Wer mit einer hasserfüllten Debatte im Netz konfrontiert werde, müsse laut Schweiger unterscheiden, ob es sich um eine scharf und kontrovers geführte Diskussion handelt, in der letztlich immer noch berechtigte Meinungen aufeinander treffen, oder ob die Diskussion längst aus dem Ruder gelaufen ist.

Wer das Gefühl hat, dass trotz einer Hassparole eine halbwegs faire Diskussion möglich ist, solle gegen Parolen mit sachlichen Argumenten und Fakten gegenhalten.

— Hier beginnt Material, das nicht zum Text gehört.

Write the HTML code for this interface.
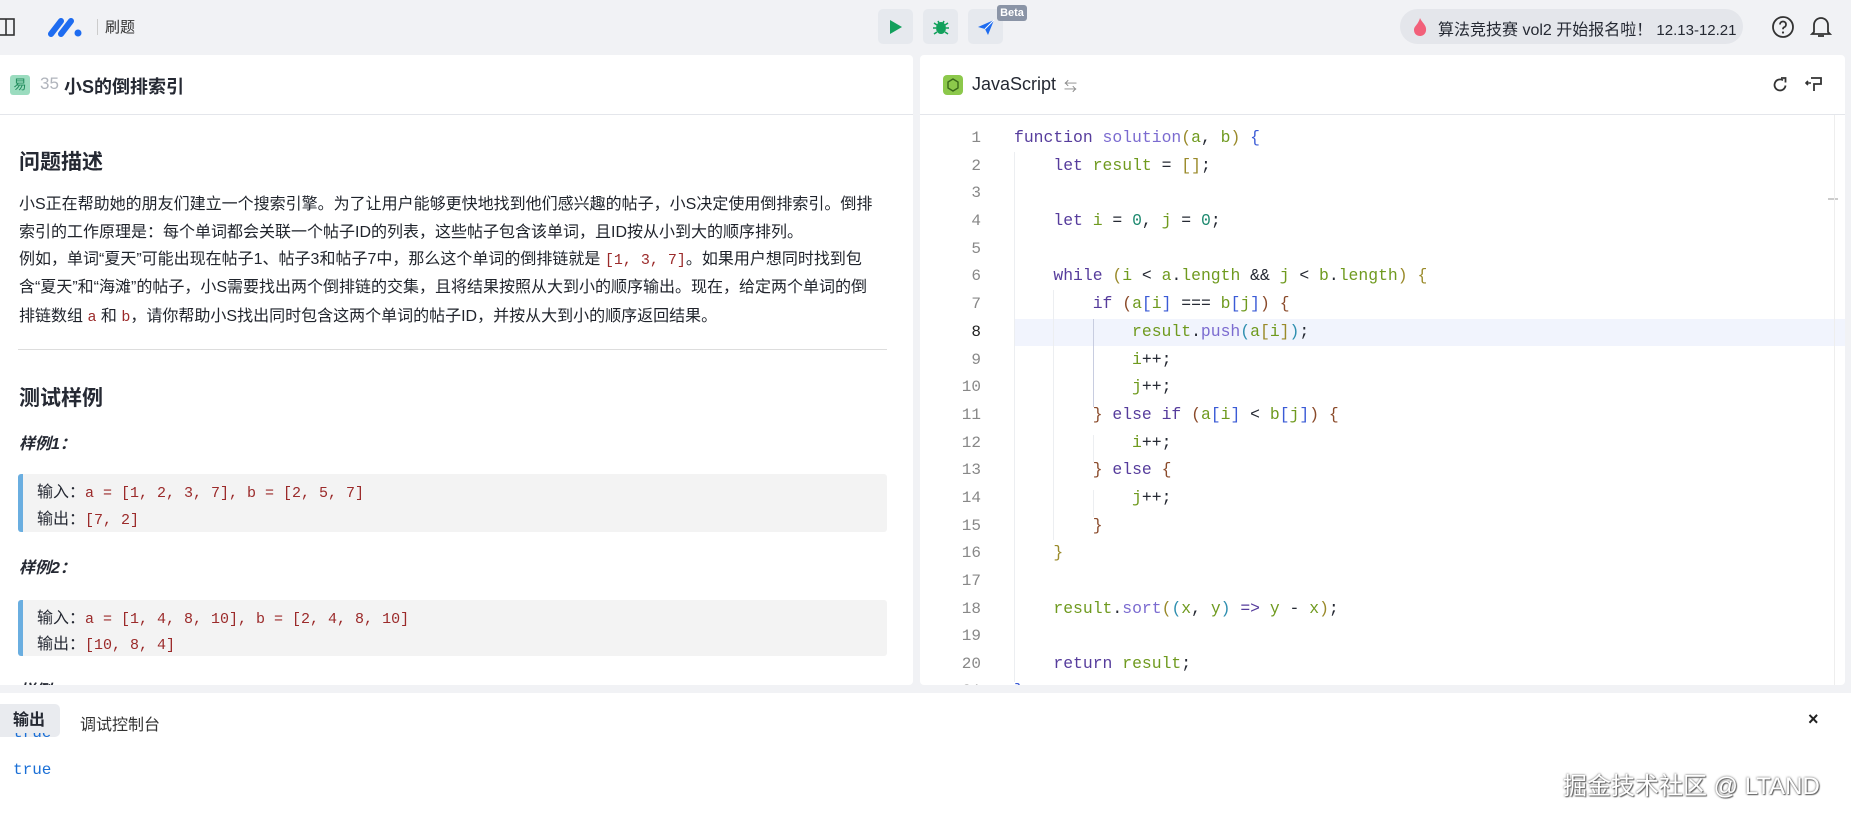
<!DOCTYPE html>
<html><head><meta charset="utf-8"><style>
*{margin:0;padding:0;box-sizing:border-box}
body{width:1851px;height:817px;overflow:hidden;background:#f1f2f5;font-family:"Liberation Sans","Noto Sans CJK SC",sans-serif;color:#252933;position:relative}
.abs{position:absolute}
.btn{position:absolute;top:9px;width:35px;height:35px;border-radius:5px;background:#e6e9ee;display:flex;align-items:center;justify-content:center}
.panel{position:absolute;background:#fff;border-radius:4px}
.mono{font-family:"Liberation Mono","DejaVu Sans Mono",monospace}
.p{position:absolute;left:19px;font-size:16px;white-space:nowrap;line-height:20px;color:#1f232b}
.code{position:absolute;left:1014px;font-size:16.4px;white-space:pre;line-height:20px}
.ln{position:absolute;left:940px;width:41px;text-align:right;font-size:16px;color:#888;line-height:20px}
.k{color:#563c9c}.f{color:#7b6bd0}.v{color:#6f9a1f}.n{color:#1f8a70}.o{color:#333}.b1{color:#3b5bd6}.b2{color:#9a8a2a}.b3{color:#2f8fb0}.br{color:#8a4a2a}
.ex{position:absolute;left:18px;width:869px;background:#f3f3f3;border-left:5px solid #6aaee0;border-radius:3px}
.ex div{position:absolute;left:14px;font-size:16px;white-space:nowrap}
.red{color:#9b2a2a}
</style></head><body>
<!-- top bar -->
<svg class="abs" style="left:0;top:17px" width="16" height="20" viewBox="0 0 16 20"><rect x="-4" y="2" width="18" height="16" fill="none" stroke="#333" stroke-width="1.6"/><line x1="6" y1="2" x2="6" y2="18" stroke="#333" stroke-width="1.6"/></svg>
<svg class="abs" style="left:48px;top:16px" width="36" height="22" viewBox="0 0 36 22"><path d="M3 18 L13 5 M13 18 L23 5" stroke="#1e6cf0" stroke-width="6" stroke-linecap="round"/><circle cx="30" cy="17" r="3.5" fill="#1e6cf0"/></svg>
<div class="abs" style="left:97px;top:19px;width:1px;height:16px;background:#ccc"></div>
<div class="abs" style="left:105px;top:16px;font-size:15px;color:#333">刷题</div>
<div class="btn" style="left:878px"><svg width="14" height="16"><path d="M1 1 L13 8 L1 15Z" fill="#12a05c"/></svg></div>
<div class="btn" style="left:923px"><svg width="18" height="18" viewBox="0 0 18 18"><ellipse cx="9" cy="10" rx="5" ry="6" fill="#12a05c"/><path d="M2 5l3 2M16 5l-3 2M1 10h3M17 10h-3M2 16l3-2M16 16l-3-2M6 3l1 2M12 3l-1 2" stroke="#12a05c" stroke-width="1.6"/></svg></div>
<div class="btn" style="left:968px"><svg width="18" height="18" viewBox="0 0 18 18"><path d="M1 9 L17 2 L11 17 L8 11Z" fill="#1e6cf0"/><path d="M8 11 L17 2" stroke="#fff" stroke-width="1"/></svg></div>
<div class="abs" style="left:997px;top:5px;width:30px;height:16px;background:#8a94a6;border-radius:3px;color:#fff;font-size:11px;font-weight:bold;text-align:center;line-height:16px">Beta</div>
<div class="abs" style="left:1400px;top:9px;width:343px;height:35px;border-radius:18px;background:#e4e6eb"></div>
<svg class="abs" style="left:1412px;top:17px" width="16" height="20" viewBox="0 0 16 20"><path d="M8 1 C10 6 15 8 14 14 C13 18 10 19 8 19 C5 19 2 17 2 13 C2 9 6 8 8 1Z" fill="#f2607a"/></svg>
<div class="abs" style="left:1438px;top:16px;font-size:16px;color:#252933;white-space:nowrap">算法竞技赛 vol2 开始报名啦！<span style="font-size:15px"> 12.13-12.21</span></div>
<svg class="abs" style="left:1771px;top:15px" width="24" height="24" viewBox="0 0 24 24"><circle cx="12" cy="12" r="10" fill="none" stroke="#333" stroke-width="1.8"/><path d="M9 9.5a3 3 0 1 1 4 2.8c-.8.4-1 1-1 2" fill="none" stroke="#333" stroke-width="1.8"/><circle cx="12" cy="17.5" r="1.1" fill="#333"/></svg>
<svg class="abs" style="left:1810px;top:15px" width="22" height="24" viewBox="0 0 22 24"><path d="M4 17V10a7 7 0 0 1 14 0v7l2 2H2z" fill="none" stroke="#333" stroke-width="1.8"/><path d="M8 21h6" stroke="#333" stroke-width="1.8"/></svg>

<!-- left panel -->
<div class="panel" style="left:0;top:55px;width:913px;height:630px;border-radius:0 4px 4px 0"></div>
<div class="abs" style="left:0;top:114px;width:913px;height:1px;background:#e4e6eb"></div>
<div class="abs" style="left:10px;top:75px;width:20px;height:20px;background:#9bdcbf;border-radius:3px;color:#1d8a5a;font-size:13px;text-align:center;line-height:20px">易</div>
<div class="abs" style="left:40px;top:74px;font-size:17px;color:#b0b4bc">35</div>
<div class="abs" style="left:64px;top:73px;font-size:18px;font-weight:bold;color:#252933">小S的倒排索引</div>
<div class="abs" style="left:19px;top:146px;font-size:21px;font-weight:bold">问题描述</div>
<div class="p" style="top:195px">小S正在帮助她的朋友们建立一个搜索引擎。为了让用户能够更快地找到他们感兴趣的帖子，小S决定使用倒排索引。倒排</div>
<div class="p" style="top:223px">索引的工作原理是：每个单词都会关联一个帖子ID的列表，这些帖子包含该单词，且ID按从小到大的顺序排列。</div>
<div class="p" style="top:250px">例如，单词“夏天”可能出现在帖子1、帖子3和帖子7中，那么这个单词的倒排链就是 <span class="mono red" style="font-size:15px">[1, 3, 7]</span>。如果用户想同时找到包</div>
<div class="p" style="top:278px">含“夏天”和“海滩”的帖子，小S需要找出两个倒排链的交集，且将结果按照从大到小的顺序输出。现在，给定两个单词的倒</div>
<div class="p" style="top:307px">排链数组 <span class="mono red" style="font-size:15px">a</span> 和 <span class="mono red" style="font-size:15px">b</span>，请你帮助小S找出同时包含这两个单词的帖子ID，并按从大到小的顺序返回结果。</div>
<div class="abs" style="left:18px;top:349px;width:869px;height:1px;background:#ddd"></div>
<div class="abs" style="left:19px;top:382px;font-size:21px;font-weight:bold">测试样例</div>
<div class="abs" style="left:19px;top:430px;font-size:16px;font-weight:bold;font-style:italic">样例1：</div>
<div class="ex" style="top:474px;height:58px"><div style="top:4px">输入：<span class="mono red" style="font-size:15px">a = [1, 2, 3, 7], b = [2, 5, 7]</span></div><div style="top:31px">输出：<span class="mono red" style="font-size:15px">[7, 2]</span></div></div>
<div class="abs" style="left:19px;top:554px;font-size:16px;font-weight:bold;font-style:italic">样例2：</div>
<div class="ex" style="top:600px;height:56px"><div style="top:4px">输入：<span class="mono red" style="font-size:15px">a = [1, 4, 8, 10], b = [2, 4, 8, 10]</span></div><div style="top:30px">输出：<span class="mono red" style="font-size:15px">[10, 8, 4]</span></div></div>
<div class="abs" style="left:19px;top:677px;font-size:16px;font-weight:bold;font-style:italic">样例3：</div>

<!-- right panel -->
<div class="panel" style="left:920px;top:55px;width:925px;height:630px"></div>
<div class="abs" style="left:920px;top:114px;width:925px;height:1px;background:#e4e6eb"></div>
<div class="abs" style="left:943px;top:75px;width:20px;height:20px;background:#8cc84b;border-radius:4px"><svg width="20" height="20" viewBox="0 0 20 20"><path d="M10 4l5 3v6l-5 3-5-3V7z" fill="none" stroke="#3b6a1a" stroke-width="1.4"/></svg></div>
<div class="abs" style="left:972px;top:74px;font-size:18px;color:#252933">JavaScript</div>
<div class="abs" style="left:1064px;top:76px;font-size:13px;color:#888">⇆</div>
<svg class="abs" style="left:1771px;top:76px" width="18" height="18" viewBox="0 0 18 18"><path d="M14.5 9.5A5.5 5.5 0 1 1 12 4.3" fill="none" stroke="#333" stroke-width="1.8"/><path d="M10 2h4.5v4.5" fill="none" stroke="#333" stroke-width="1.8"/></svg>
<svg class="abs" style="left:1805px;top:75px" width="20" height="20" viewBox="0 0 20 20"><path d="M6 3h10v6H9v7" fill="none" stroke="#333" stroke-width="1.8"/><path d="M1 8h5M3 6l-2 2 2 2" fill="none" stroke="#333" stroke-width="1.6"/></svg>
<div class="abs" style="left:1014px;top:319px;width:831px;height:27px;background:#f1f4fd"></div>
<div class="abs" style="left:1014px;top:152px;width:1px;height:530px;background:#eceef1"></div>
<div class="abs" style="left:1053px;top:290px;width:1px;height:250px;background:#eceef1"></div>
<div class="abs" style="left:1093px;top:319px;width:1px;height:88px;background:#c8cde0"></div>
<div class="abs" style="left:1093px;top:435px;width:1px;height:27px;background:#eceef1"></div>
<div class="abs" style="left:1093px;top:490px;width:1px;height:27px;background:#eceef1"></div>
<div class="abs" style="left:1828px;top:198px;width:10px;height:2px;background:#ccc"></div>
<div class="abs" style="left:1834px;top:115px;width:1px;height:570px;background:#eee"></div>

<div class="ln mono" style="top:128px">1</div><div class="code mono" style="top:128px"><span class="k">function</span> <span class="f">solution</span><span class="b2">(</span><span class="v">a</span>, <span class="v">b</span><span class="b2">)</span> <span class="b1">{</span></div>
<div class="ln mono" style="top:156px">2</div><div class="code mono" style="top:156px">    <span class="k">let</span> <span class="v">result</span> = <span class="b2">[]</span>;</div>
<div class="ln mono" style="top:183px">3</div>
<div class="ln mono" style="top:211px">4</div><div class="code mono" style="top:211px">    <span class="k">let</span> <span class="v">i</span> = <span class="n">0</span>, <span class="v">j</span> = <span class="n">0</span>;</div>
<div class="ln mono" style="top:239px">5</div>
<div class="ln mono" style="top:266px">6</div><div class="code mono" style="top:266px">    <span class="k">while</span> <span class="b2">(</span><span class="v">i</span> &lt; <span class="v">a</span>.<span class="v">length</span> &amp;&amp; <span class="v">j</span> &lt; <span class="v">b</span>.<span class="v">length</span><span class="b2">)</span> <span class="b2">{</span></div>
<div class="ln mono" style="top:294px">7</div><div class="code mono" style="top:294px">        <span class="k">if</span> <span class="br">(</span><span class="v">a</span><span class="b1">[</span><span class="v">i</span><span class="b1">]</span> === <span class="v">b</span><span class="b1">[</span><span class="v">j</span><span class="b1">]</span><span class="br">)</span> <span class="br">{</span></div>
<div class="ln mono" style="top:322px;color:#222">8</div><div class="code mono" style="top:322px">            <span class="v">result</span>.<span class="f">push</span><span class="b3">(</span><span class="v">a</span><span class="b2">[</span><span class="v">i</span><span class="b2">]</span><span class="b3">)</span>;</div>
<div class="ln mono" style="top:350px">9</div><div class="code mono" style="top:350px">            <span class="v">i</span>++;</div>
<div class="ln mono" style="top:377px">10</div><div class="code mono" style="top:377px">            <span class="v">j</span>++;</div>
<div class="ln mono" style="top:405px">11</div><div class="code mono" style="top:405px">        <span class="br">}</span> <span class="k">else if</span> <span class="br">(</span><span class="v">a</span><span class="b1">[</span><span class="v">i</span><span class="b1">]</span> &lt; <span class="v">b</span><span class="b1">[</span><span class="v">j</span><span class="b1">]</span><span class="br">)</span> <span class="br">{</span></div>
<div class="ln mono" style="top:433px">12</div><div class="code mono" style="top:433px">            <span class="v">i</span>++;</div>
<div class="ln mono" style="top:460px">13</div><div class="code mono" style="top:460px">        <span class="br">}</span> <span class="k">else</span> <span class="br">{</span></div>
<div class="ln mono" style="top:488px">14</div><div class="code mono" style="top:488px">            <span class="v">j</span>++;</div>
<div class="ln mono" style="top:516px">15</div><div class="code mono" style="top:516px">        <span class="br">}</span></div>
<div class="ln mono" style="top:543px">16</div><div class="code mono" style="top:543px">    <span class="b2">}</span></div>
<div class="ln mono" style="top:571px">17</div>
<div class="ln mono" style="top:599px">18</div><div class="code mono" style="top:599px">    <span class="v">result</span>.<span class="f">sort</span><span class="b2">(</span><span class="b3">(</span><span class="v">x</span>, <span class="v">y</span><span class="b3">)</span> <span class="k">=&gt;</span> <span class="v">y</span> - <span class="v">x</span><span class="b2">)</span>;</div>
<div class="ln mono" style="top:626px">19</div>
<div class="ln mono" style="top:654px">20</div><div class="code mono" style="top:654px">    <span class="k">return</span> <span class="v">result</span>;</div>
<div class="ln mono" style="top:681px">21</div><div class="code mono b1" style="top:681px">}</div>
<div class="abs" style="left:0;top:685px;width:1851px;height:8px;background:#f1f2f5"></div>

<!-- bottom panel -->
<div class="abs" style="left:0;top:693px;width:1851px;height:124px;background:#fff"></div>
<div class="abs" style="left:0;top:704px;width:60px;height:33px;background:#e9ebef;border-radius:0 5px 5px 0;font-size:16px;font-weight:bold;line-height:33px;padding-left:13px">输出</div>
<div class="abs" style="left:80px;top:711px;font-size:16px;color:#333">调试控制台</div>
<div class="abs" style="left:1808px;top:709px;font-size:18px;font-weight:bold;color:#222">×</div>
<div class="abs mono" style="left:13px;top:733px;font-size:16px;color:#1a6fd6;height:8px;overflow:hidden;line-height:0">true</div>
<div class="abs mono" style="left:13px;top:761px;font-size:16px;color:#1a6fd6">true</div>
<div class="abs" style="left:1563px;top:766px;font-size:24px;color:#fff;white-space:nowrap;text-shadow:0 0 2px #555,1px 1px 1px #666">掘金技术社区 @ LTAND</div>
</body></html>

Sinnvoll sei der Hinweis, wie Hassparolen auf einen wirken und aus welchem Grund diese nicht akzeptabel seien.

Es ist mehr Solidarität gefragt

„Die bürgerliche und weltoffene Seite im Netz muss generell redebereiter werden“, erklärt Schweiger. Auf einen Hasskommentar könne beispielsweise mit einer gezielten Nachfrage reagiert werden. Sich nicht sofort angegriffen zu fühlen, sondern auf sachliche Weise nachzuhaken, könne die Spannung lösen und Sachlichkeit in die Diskussion bringen. In einer solchen Situation sei es von Vorteil, Verbündete zu finden. Das könnte im Gegenzug den Verfasser des Hasskommentars einschüchtern, vielleicht sogar zum Nachdenken bringen.

Viele seien der Meinung, es lohne sich nicht, im Netz gegen Hass zu kommentieren. „Dadurch denkt die rechte Seite. sie sei die stärkere, obwohl sie es ursprünglich gar nicht war“, kritisiert Schweiger. Damit möchte er vor allem betonen, dass man nicht verstummen und stattdessen Opfern mit Argumenten zur Seite stehen solle. Auffällig sei die wachsende Bereitschaft der Rechten, ihre Meinung zu äußern.

Es sei mehr Solidarität gefragt. Insbesondere, wenn es um Menschenfeindlichkeit und Diskriminierung gehe, sei es wichtig, dass sich jeder Einzelne für den Zustand der Gesellschaft verantwortlich fühlt. Etwas bewirken kann man gemeinsam, und wenn man Hassparolen nicht akzeptiere. Dies, so Schweiger, sollte selbstverständlich werden. Nur so könnten Hasskommentare im Netz zurückgedrängt werden.